I tend to have an affinity for depressing films, but there’s bleak and then there’s bleak. Ixcanul is an almost unremittingly brutal film on an emotional level, exploiting its rural Guatemalan setting to enhance a sense of cyclical inevitability inherent to its story, creating a world in which tragedy and heartbreak are as much a part of the natural landscape as the black slopes of the volcano that provides the film’s picturesque backdrop. But in that bleakness, there’s a deep emotional resonance that is gripping and relentless, creating pathos in spite of the film’s distinctly alien aspects. We may not recognize the physical world of these characters through direct personal experience, but the dramatic landscape is universal, and there can be no avoiding the immediacy and relatability of their problems and motivations.
The film follows seventeen-year-old María, whose life of quiet desperation slaving away with her parents on a coffee plantation is poised for drastic improvement by her arranged betrothal to the operation’s older overseer. Like most teenagers, María has ideas of her own and would much rather run off to America with her boyfriend, drunken field hand Pepe.

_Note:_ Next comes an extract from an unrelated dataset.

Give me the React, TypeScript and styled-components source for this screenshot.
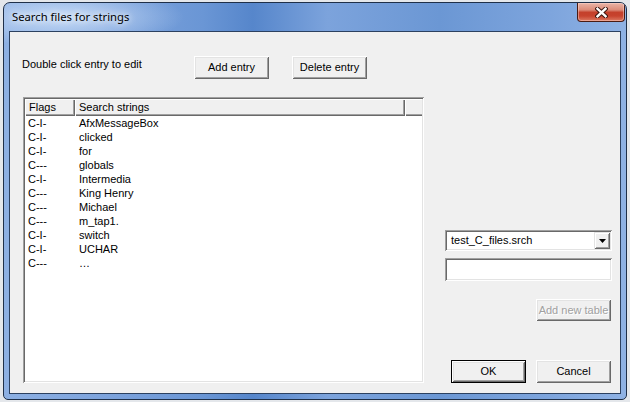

This leads to some disastrous, if largely predictable, decisions. But what makes Ixcanul such a powerful film is not the rote melodrama that provides the spine of its narrative, but the characters and relationships that make up its heart. It may be almost as hard to watch María risk her family’s chance for financial security as it is to watch them slaughter a hog for her engagement dinner, but there’s never a moment when her decisions feel anything less than absolutely believable and organic from a perspective of story and character.
Writer-director Jayro Bustamante’s debut feature draws heavily from his childhood in Guatemala and his extensive research among its indigenous Mayan farm workers, much of the film’s narrative shading having been derived from stories he collected during the process. Bustamante’s legwork pays huge dividends, especially in his evenhanded portrayals of folk rituals that depict the mystical spirituality of the farm workers as something more serious and sincere than simple superstition. Beyond his deft handling of plot and structure, he expertly extracts stellar performances from his cast of non-professional indigenous actors, further engraining the naturalistic feel established by cinematographer Luis Armando Arteaga’s exceptional camera work.
The real hook with Ixcanul is in the way its third act pulls together its various conflicts to expose a much larger problem confronting Maria and her parents. Bustamante upends the narrative’s more familiar drama to expose an insidious threat in the form of big city doctors and semi-assimilated Ignacio, the overseer to whom María was promised and who’s none too pleased about her dalliance with Pepe. If the resultant resolution is surprising, the pitiful denouement is not; a world this indifferent is never likely to provide a happy ending, only the wisdom earned through suffering.
The word “ixcanul” means “volcano” in the Kaqchikel Mayan dialect spoken throughout the film, and the volcano is a powerful symbol for both the destructive capacity of both Maria’s emergent sexuality and the natural world in which she lives. The poetry of Bustamante’s film is in his ability to intertwine the two through the animistic worldview of his characters before confronting them with the harsh realities of modernity that exist beyond the horizon. When Maria asks what’s on the other side of the volcano that frames the only world she’s ever known, Pepe tells her “America” while her mother simply responds “cold weather.” It’s hard to say which concept is more threatening in the context of Maria’s story.
It should probably go without saying at this point, but be forewarned that Ixcanul is not the feel-good hit of the summer. Audiences looking for a less challenging story about a young woman on the cusp of maturity can go see Girl Asleep and have a nice, comfy first-world laugh. However, those willing to endure the rigors of Bustamante’s narrative will be rewarded with an experience as powerful as the tectonic forces of the eponymous peak, and one which will haunt viewers long after they’ve left the theater. Not Rated.